毎日社説 社説:郵政新体制 肥大化へ逆戻りせぬか - 毎日jp(毎日新聞)

 日本郵政の新体制が発足した。しかし、「新」という形容がふさわしいとはどうにも思えない。選出された経営陣の顔ぶれをみると、官への回帰が鮮明だからだ。
 西川善文社長の後任に就いたのは元大蔵次官の斎藤次郎氏で、さらに4人の副社長の中には坂篤郎前内閣官房副長官補と足立盛二郎元郵政事業庁長官が含まれている。5人の社長・副社長のうち過半の3人を官僚OBが占める。
 脱官僚が鳩山政権が掲げているスローガンだ。そのため天下りの禁止も唱えている。ところが今回の日本郵政の人事は、天下りを繰り返す、わたりではないか。
 鳩山由紀夫首相は、日本郵政の人事について、亀井静香金融・郵政担当相に一任したという。しかし、看板に偽りありということになると、鳩山政権への打撃となりかねない。

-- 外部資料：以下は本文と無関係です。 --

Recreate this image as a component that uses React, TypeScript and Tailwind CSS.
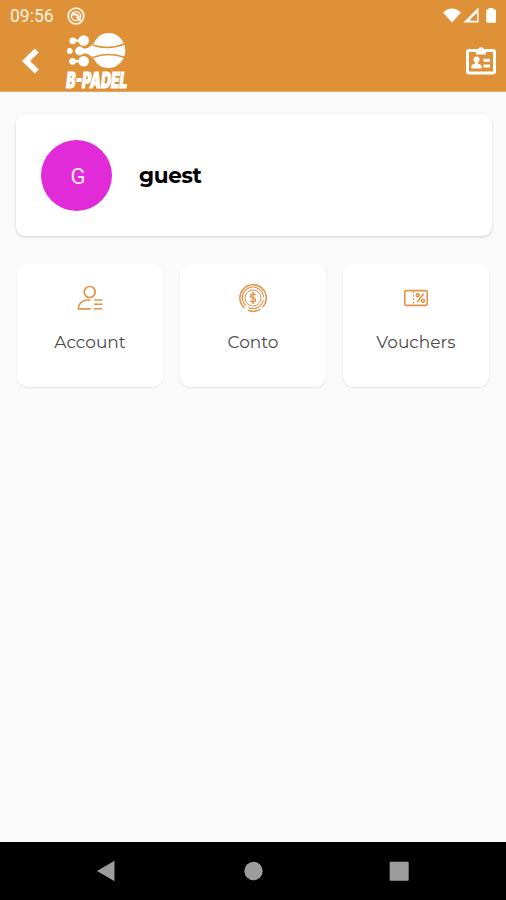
import type { ReactNode } from 'react';

interface MenuItem {
  label: string;
  icon: ReactNode;
}

function ClientLogo() {
  return (
    <svg className="h-[60px] w-[66px] overflow-visible" viewBox="64 31 66 60" aria-label="B-Padel">
      <g fill="#fff">
        <circle cx="72.8" cy="40.8" r="3.4" />
        <circle cx="83.7" cy="40.5" r="5.3" />
        <path d="M73 39.4h8v2.4h-8zM72.5 60.1h8v2.4h-8z" />
        <circle cx="69.8" cy="51" r="2.9" />
        <circle cx="79.6" cy="51" r="4.4" />
        <circle cx="72.5" cy="61.3" r="3.4" />
        <circle cx="83.7" cy="61.3" r="5.3" />
        <path d="M79 48.5H83C88 49.3 91 46 94 43C97 36.5 102 33 108.5 33A16.8 17.5 0 0 1 108.5 68C102 68 97 65 94 59C91 56 88 52.7 83 53.5H79Z" />
      </g>
      <path d="M92.5 45Q109 50.5 125 43.8M92.5 57.5Q109 51.5 125 57.5" fill="none" stroke="#df9137" strokeWidth="1.5" />
      <text
        transform="translate(65.5 88) skewX(-7)"
        fill="#fff"
        stroke="#fff"
        strokeWidth="0.9"
        textLength="61"
        lengthAdjust="spacingAndGlyphs"
        className="font-['Inter',sans-serif] text-[22px] font-black"
      >
        B-PADEL
      </text>
    </svg>
  );
}

function StatusBar() {
  return (
    <div className="flex h-[31px] items-center justify-between pr-2 pl-[10px]">
      <div className="flex items-center gap-[13px]">
        <span className="w-[44px] font-['Roboto',sans-serif] text-[17.5px] leading-5 text-[#fff3e3]">09:56</span>
        <svg className="h-[18px] w-[18px]" viewBox="0 0 18 18" fill="none" stroke="#fff3e3">
          <circle cx="9" cy="9" r="7.8" strokeWidth="1.8" />
          <circle cx="9" cy="9" r="4.6" strokeWidth="1.5" />
          <path d="M4.5 8Q9.5 5.5 12 10.500M9.500 9.500L14 14" strokeWidth="2.200" />
        </svg>
      </div>
      <svg className="h-[18px] w-[56px]" viewBox="0 0 56 18" fill="#fff">
        <path d="M1 5.5Q10 -2.500 19 5.500L10 15.500Z" />
        <path fillRule="evenodd" d="M21.300 15.500L36.500 .600V15.500ZM28.500 13.800H35V5.800L28.500 12Z" />
        <path d="M46.500 2.500V1H51.500V2.500H53Q54 2.500 54 3.500V14.500Q54 15.700 53 15.700H45.500Q44.300 15.700 44.300 14.500V3.500Q44.300 2.500 45.500 2.500Z" />
      </svg>
    </div>
  );
}

function BadgeIcon() {
  return (
    <svg className="h-[30px] w-[32px]" viewBox="0 0 32 30" fill="#fff">
      <rect x="2.500" y="4.500" width="27" height="22.500" rx="1.800" fill="none" stroke="#fff" strokeWidth="3" />
      <path d="M11 3.500H13Q13.500 1 16 1T19 3.500H21V8.500H11Z" />
      <circle cx="11.500" cy="13.500" r="3.100" />
      <path d="M10 15H13V18H10ZM6.300 22.500V20.500Q7 17.500 11.500 17.500T16.700 20.500V22.500Z" />
      <path d="M18.500 12.700H25V15.700H18.500ZM18.500 18.500H25V21.500H18.500Z" />
    </svg>
  );
}

const accountIcon = (
  <svg className="h-7 w-7" viewBox="0 0 28 28" fill="none" stroke="#e39445" strokeWidth="1.700">
    <circle cx="13.700" cy="8" r="5.500" />
    <path d="M14.500 16H11Q2.500 17 2.500 24.800H14.500" />
    <path d="M18 16H26.500M18 20.300H26.500M18 24.800H26.500" strokeWidth="1.500" />
  </svg>
);

const contoIcon = (
  <svg className="h-[30px] w-[30px]" viewBox="0 0 30 30" fill="none" stroke="#e39445" strokeWidth="1.500">
    <path d="M6.500 25A13.200 13.200 0 1 1 24.500 24.200M22.500 26A13.200 13.200 0 0 1 10 27.300" />
    <path d="M8 22.700A10.600 10.600 0 1 1 25.500 14M25.300 17A10.600 10.600 0 0 1 10.500 24.600" strokeWidth="1.200" />
    <circle cx="15" cy="15" r="8" strokeWidth="1" />
    <path d="M17.500 12.300Q17 11 15 11C11.800 11 11.800 14.500 15 15C18.500 15.500 18.200 19 15 19Q13 19 12.500 17.500M15 9V21" strokeWidth="1.400" />
  </svg>
);

const vouchersIcon = (
  <svg className="h-[18px] w-[26px]" viewBox="0 0 26 18" fill="none" stroke="#e39445" strokeWidth="1.600">
    <rect x="1.800" y="1.600" width="22.400" height="14.800" rx="2" />
    <path d="M10.500 2V16" strokeWidth="1.100" strokeDasharray="2 1.500" />
    <circle cx="14.700" cy="6.300" r="1.400" />
    <circle cx="20" cy="11.700" r="1.400" />
    <path d="M20.500 4.800L14.200 13.200" />
  </svg>
);

const menuItems: MenuItem[] = [
  { label: 'Account', icon: accountIcon },
  { label: 'Conto', icon: contoIcon },
  { label: 'Vouchers', icon: vouchersIcon },
];

export default function App() {
  return (
    <div className="flex h-[900px] w-[506px] flex-col overflow-hidden bg-[#fafafa]">
      {/* Header */}
      <header className="h-[92px] shrink-0 border-b border-[#e2a868] bg-[#df9137]">
        <StatusBar />
        <div className="flex h-[60px] items-center pr-[9px] pl-[20px]">
          <svg className="h-[28px] w-[20px]" viewBox="0 0 20 28" fill="none" stroke="#fff" strokeWidth="5.700">
            <path d="M16.800 3.500L6 14L16.800 24.500" />
          </svg>
          <div className="ml-6 flex-1">
            <ClientLogo />
          </div>
          <BadgeIcon />
        </div>
      </header>

      {/* Content */}
      <main className="flex-1 px-4 pt-[22px]">
        <section className="-mr-[2px] flex h-[122px] items-center rounded-[9px] bg-white pl-[25px] shadow-[0_1px_3px_rgba(0,0,0,0.18)]">
          <div className="flex h-[71px] w-[71px] items-center justify-center rounded-full bg-[#e22bd8] pt-[2px] pl-[3px] font-['Roboto',sans-serif] text-[22px] text-[#ffe9ff]">
            G
          </div>
          <p className="ml-[27px] font-['Montserrat','Inter',sans-serif] text-[21.5px] leading-7 font-bold tracking-[-0.3px] text-black">
            guest
          </p>
        </section>

        <div className="mt-7 grid grid-cols-3 gap-[17px] px-[1px]">
          {menuItems.map(({ label, icon }) => (
            <div
              key={label}
              className="flex h-[123px] flex-col items-center rounded-[11px] bg-white pt-[18px] shadow-[0_1px_2px_rgba(0,0,0,0.09)]"
            >
              <div className="flex h-8 items-center">{icon}</div>
              <span className="mt-4 font-['Montserrat','Inter',sans-serif] text-[17px] leading-6 text-[#4a4a4a]">
                {label}
              </span>
            </div>
          ))}
        </div>
      </main>

      {/* Android navigation */}
      <nav className="flex h-[58px] shrink-0 justify-center bg-black pt-[17px]">
        <svg className="h-6 w-[320px]" viewBox="93 859 320 24" fill="#9c9c9c">
          <path d="M97 871L114.500 860.700V881.300Z" />
          <circle cx="253.500" cy="871" r="9.200" />
          <rect x="389.700" y="861.700" width="19" height="19" rx="1" />
        </svg>
      </nav>
    </div>
  );
}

 この人事にはそう単純に判断できない部分はあるが、それでも民主党のいう「天下り禁止」はすでに空文でしょう。日銀総裁と今回郵政社長の選択に、なんら整合性はない。この件では民主党自民党以下であるのはすでに明白だし、この部分は公約違反。まあ、とはいえ、という部分は残るが。

 しかし、これはかつて模索された郵便局でのパスポートの発給など、郵政肥大化路線への逆戻りを意味する。

 というかそこに意味がある。言われているような国債の買い取りというより、すでに買い取られている国債の防御なのではないかな。なにか相当にやばい想定をネオ大蔵省はもっているのではないかという懸念もある。結果的には長期金利上昇が指標になるか。
 いずれにせよ、日本郵政に採算の見込みはないというか、でっかい国家になった。